---------- Record extracts ----------
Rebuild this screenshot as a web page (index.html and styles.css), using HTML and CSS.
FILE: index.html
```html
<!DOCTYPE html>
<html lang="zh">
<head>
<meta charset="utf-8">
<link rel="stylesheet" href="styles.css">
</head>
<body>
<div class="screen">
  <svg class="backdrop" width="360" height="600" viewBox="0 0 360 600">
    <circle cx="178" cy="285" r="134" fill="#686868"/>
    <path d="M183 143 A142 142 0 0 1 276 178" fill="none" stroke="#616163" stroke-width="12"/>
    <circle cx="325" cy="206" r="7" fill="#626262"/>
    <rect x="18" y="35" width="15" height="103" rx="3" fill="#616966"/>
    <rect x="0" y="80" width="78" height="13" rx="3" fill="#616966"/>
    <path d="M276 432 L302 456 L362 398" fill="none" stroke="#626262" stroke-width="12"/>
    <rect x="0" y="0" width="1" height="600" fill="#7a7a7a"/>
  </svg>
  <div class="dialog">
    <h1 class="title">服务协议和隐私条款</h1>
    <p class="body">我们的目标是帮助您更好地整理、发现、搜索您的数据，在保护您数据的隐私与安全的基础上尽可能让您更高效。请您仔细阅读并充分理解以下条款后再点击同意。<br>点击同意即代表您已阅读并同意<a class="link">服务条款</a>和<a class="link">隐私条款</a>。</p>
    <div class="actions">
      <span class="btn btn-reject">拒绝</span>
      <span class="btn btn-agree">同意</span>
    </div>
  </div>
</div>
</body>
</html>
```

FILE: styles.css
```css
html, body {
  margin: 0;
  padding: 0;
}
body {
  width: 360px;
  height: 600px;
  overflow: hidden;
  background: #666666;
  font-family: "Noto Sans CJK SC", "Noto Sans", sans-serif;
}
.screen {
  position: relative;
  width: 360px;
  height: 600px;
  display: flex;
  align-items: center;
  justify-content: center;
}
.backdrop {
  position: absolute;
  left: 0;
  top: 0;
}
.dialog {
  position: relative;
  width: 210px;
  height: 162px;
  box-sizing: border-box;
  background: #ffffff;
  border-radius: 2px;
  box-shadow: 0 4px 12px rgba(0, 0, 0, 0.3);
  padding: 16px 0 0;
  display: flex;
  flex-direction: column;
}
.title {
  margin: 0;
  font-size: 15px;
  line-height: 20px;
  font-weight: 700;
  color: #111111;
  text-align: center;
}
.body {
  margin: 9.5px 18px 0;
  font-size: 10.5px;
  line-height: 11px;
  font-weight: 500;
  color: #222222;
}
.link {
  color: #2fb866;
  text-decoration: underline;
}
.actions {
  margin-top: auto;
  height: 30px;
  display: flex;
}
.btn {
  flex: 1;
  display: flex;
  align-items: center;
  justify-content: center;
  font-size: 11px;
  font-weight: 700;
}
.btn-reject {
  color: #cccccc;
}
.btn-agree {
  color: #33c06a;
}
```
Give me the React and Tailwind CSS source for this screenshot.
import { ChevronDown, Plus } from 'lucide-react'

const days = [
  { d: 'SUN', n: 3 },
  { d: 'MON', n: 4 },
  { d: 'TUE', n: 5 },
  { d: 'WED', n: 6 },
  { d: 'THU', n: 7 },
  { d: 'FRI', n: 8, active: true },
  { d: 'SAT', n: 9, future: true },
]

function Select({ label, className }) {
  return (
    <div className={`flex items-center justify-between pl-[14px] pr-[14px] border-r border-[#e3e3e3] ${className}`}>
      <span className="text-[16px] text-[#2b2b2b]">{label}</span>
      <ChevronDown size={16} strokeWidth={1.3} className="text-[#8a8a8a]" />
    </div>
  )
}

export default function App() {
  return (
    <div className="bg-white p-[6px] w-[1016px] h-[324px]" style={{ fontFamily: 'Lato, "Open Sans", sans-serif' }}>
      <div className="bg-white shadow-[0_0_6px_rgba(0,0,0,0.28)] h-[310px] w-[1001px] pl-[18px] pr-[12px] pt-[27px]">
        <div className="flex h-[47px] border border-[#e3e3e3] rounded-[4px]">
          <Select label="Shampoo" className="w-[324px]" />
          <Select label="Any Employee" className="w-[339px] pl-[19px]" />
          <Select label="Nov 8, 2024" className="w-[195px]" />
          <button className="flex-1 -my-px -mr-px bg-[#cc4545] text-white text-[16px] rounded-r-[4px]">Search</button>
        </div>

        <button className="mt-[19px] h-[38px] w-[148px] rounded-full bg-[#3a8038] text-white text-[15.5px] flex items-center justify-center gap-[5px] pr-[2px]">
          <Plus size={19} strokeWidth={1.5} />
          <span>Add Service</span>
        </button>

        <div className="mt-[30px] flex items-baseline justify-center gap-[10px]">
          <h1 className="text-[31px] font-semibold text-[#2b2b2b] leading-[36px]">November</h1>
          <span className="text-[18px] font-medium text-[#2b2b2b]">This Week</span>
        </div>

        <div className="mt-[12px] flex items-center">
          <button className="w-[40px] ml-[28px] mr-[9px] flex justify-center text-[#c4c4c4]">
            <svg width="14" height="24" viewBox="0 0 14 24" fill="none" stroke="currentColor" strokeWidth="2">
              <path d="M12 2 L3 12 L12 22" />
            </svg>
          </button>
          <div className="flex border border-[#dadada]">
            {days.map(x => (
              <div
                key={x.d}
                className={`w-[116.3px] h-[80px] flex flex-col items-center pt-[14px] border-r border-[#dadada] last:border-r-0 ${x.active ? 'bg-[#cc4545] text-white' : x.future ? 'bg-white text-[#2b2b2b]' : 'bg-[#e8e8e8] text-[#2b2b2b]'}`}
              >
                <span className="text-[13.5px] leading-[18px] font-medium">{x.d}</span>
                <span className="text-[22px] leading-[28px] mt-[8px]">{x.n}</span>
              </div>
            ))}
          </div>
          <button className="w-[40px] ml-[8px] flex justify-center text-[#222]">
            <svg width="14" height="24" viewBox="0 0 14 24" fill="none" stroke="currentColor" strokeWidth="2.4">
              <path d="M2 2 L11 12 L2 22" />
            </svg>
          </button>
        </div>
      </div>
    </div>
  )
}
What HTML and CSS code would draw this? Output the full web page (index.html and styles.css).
----------
Please reproduce all of the entries exactly as they stand.

Rebuild this screenshot as a web page (index.html and styles.css), using HTML and CSS.
FILE: index.html
```html
<!DOCTYPE html>
<html lang="zh">
<head>
<meta charset="utf-8">
<link rel="stylesheet" href="styles.css">
</head>
<body>
<div class="screen">
  <svg class="backdrop" width="360" height="600" viewBox="0 0 360 600">
    <circle cx="178" cy="285" r="134" fill="#686868"/>
    <path d="M183 143 A142 142 0 0 1 276 178" fill="none" stroke="#616163" stroke-width="12"/>
    <circle cx="325" cy="206" r="7" fill="#626262"/>
    <rect x="18" y="35" width="15" height="103" rx="3" fill="#616966"/>
    <rect x="0" y="80" width="78" height="13" rx="3" fill="#616966"/>
    <path d="M276 432 L302 456 L362 398" fill="none" stroke="#626262" stroke-width="12"/>
    <rect x="0" y="0" width="1" height="600" fill="#7a7a7a"/>
  </svg>
  <div class="dialog">
    <h1 class="title">服务协议和隐私条款</h1>
    <p class="body">我们的目标是帮助您更好地整理、发现、搜索您的数据，在保护您数据的隐私与安全的基础上尽可能让您更高效。请您仔细阅读并充分理解以下条款后再点击同意。<br>点击同意即代表您已阅读并同意<a class="link">服务条款</a>和<a class="link">隐私条款</a>。</p>
    <div class="actions">
      <span class="btn btn-reject">拒绝</span>
      <span class="btn btn-agree">同意</span>
    </div>
  </div>
</div>
</body>
</html>
```

FILE: styles.css
```css
html, body {
  margin: 0;
  padding: 0;
}
body {
  width: 360px;
  height: 600px;
  overflow: hidden;
  background: #666666;
  font-family: "Noto Sans CJK SC", "Noto Sans", sans-serif;
}
.screen {
  position: relative;
  width: 360px;
  height: 600px;
  display: flex;
  align-items: center;
  justify-content: center;
}
.backdrop {
  position: absolute;
  left: 0;
  top: 0;
}
.dialog {
  position: relative;
  width: 210px;
  height: 162px;
  box-sizing: border-box;
  background: #ffffff;
  border-radius: 2px;
  box-shadow: 0 4px 12px rgba(0, 0, 0, 0.3);
  padding: 16px 0 0;
  display: flex;
  flex-direction: column;
}
.title {
  margin: 0;
  font-size: 15px;
  line-height: 20px;
  font-weight: 700;
  color: #111111;
  text-align: center;
}
.body {
  margin: 9.5px 18px 0;
  font-size: 10.5px;
  line-height: 11px;
  font-weight: 500;
  color: #222222;
}
.link {
  color: #2fb866;
  text-decoration: underline;
}
.actions {
  margin-top: auto;
  height: 30px;
  display: flex;
}
.btn {
  flex: 1;
  display: flex;
  align-items: center;
  justify-content: center;
  font-size: 11px;
  font-weight: 700;
}
.btn-reject {
  color: #cccccc;
}
.btn-agree {
  color: #33c06a;
}
```
Give me the React and Tailwind CSS source for this screenshot.
import { ChevronDown, Plus } from 'lucide-react'

const days = [
  { d: 'SUN', n: 3 },
  { d: 'MON', n: 4 },
  { d: 'TUE', n: 5 },
  { d: 'WED', n: 6 },
  { d: 'THU', n: 7 },
  { d: 'FRI', n: 8, active: true },
  { d: 'SAT', n: 9, future: true },
]

function Select({ label, className }) {
  return (
    <div className={`flex items-center justify-between pl-[14px] pr-[14px] border-r border-[#e3e3e3] ${className}`}>
      <span className="text-[16px] text-[#2b2b2b]">{label}</span>
      <ChevronDown size={16} strokeWidth={1.3} className="text-[#8a8a8a]" />
    </div>
  )
}

export default function App() {
  return (
    <div className="bg-white p-[6px] w-[1016px] h-[324px]" style={{ fontFamily: 'Lato, "Open Sans", sans-serif' }}>
      <div className="bg-white shadow-[0_0_6px_rgba(0,0,0,0.28)] h-[310px] w-[1001px] pl-[18px] pr-[12px] pt-[27px]">
        <div className="flex h-[47px] border border-[#e3e3e3] rounded-[4px]">
          <Select label="Shampoo" className="w-[324px]" />
          <Select label="Any Employee" className="w-[339px] pl-[19px]" />
          <Select label="Nov 8, 2024" className="w-[195px]" />
          <button className="flex-1 -my-px -mr-px bg-[#cc4545] text-white text-[16px] rounded-r-[4px]">Search</button>
        </div>

        <button className="mt-[19px] h-[38px] w-[148px] rounded-full bg-[#3a8038] text-white text-[15.5px] flex items-center justify-center gap-[5px] pr-[2px]">
          <Plus size={19} strokeWidth={1.5} />
          <span>Add Service</span>
        </button>

        <div className="mt-[30px] flex items-baseline justify-center gap-[10px]">
          <h1 className="text-[31px] font-semibold text-[#2b2b2b] leading-[36px]">November</h1>
          <span className="text-[18px] font-medium text-[#2b2b2b]">This Week</span>
        </div>

        <div className="mt-[12px] flex items-center">
          <button className="w-[40px] ml-[28px] mr-[9px] flex justify-center text-[#c4c4c4]">
            <svg width="14" height="24" viewBox="0 0 14 24" fill="none" stroke="currentColor" strokeWidth="2">
              <path d="M12 2 L3 12 L12 22" />
            </svg>
          </button>
          <div className="flex border border-[#dadada]">
            {days.map(x => (
              <div
                key={x.d}
                className={`w-[116.3px] h-[80px] flex flex-col items-center pt-[14px] border-r border-[#dadada] last:border-r-0 ${x.active ? 'bg-[#cc4545] text-white' : x.future ? 'bg-white text-[#2b2b2b]' : 'bg-[#e8e8e8] text-[#2b2b2b]'}`}
              >
                <span className="text-[13.5px] leading-[18px] font-medium">{x.d}</span>
                <span className="text-[22px] leading-[28px] mt-[8px]">{x.n}</span>
              </div>
            ))}
          </div>
          <button className="w-[40px] ml-[8px] flex justify-center text-[#222]">
            <svg width="14" height="24" viewBox="0 0 14 24" fill="none" stroke="currentColor" strokeWidth="2.4">
              <path d="M2 2 L11 12 L2 22" />
            </svg>
          </button>
        </div>
      </div>
    </div>
  )
}
What HTML and CSS code would draw this? Output the full web page (index.html and styles.css).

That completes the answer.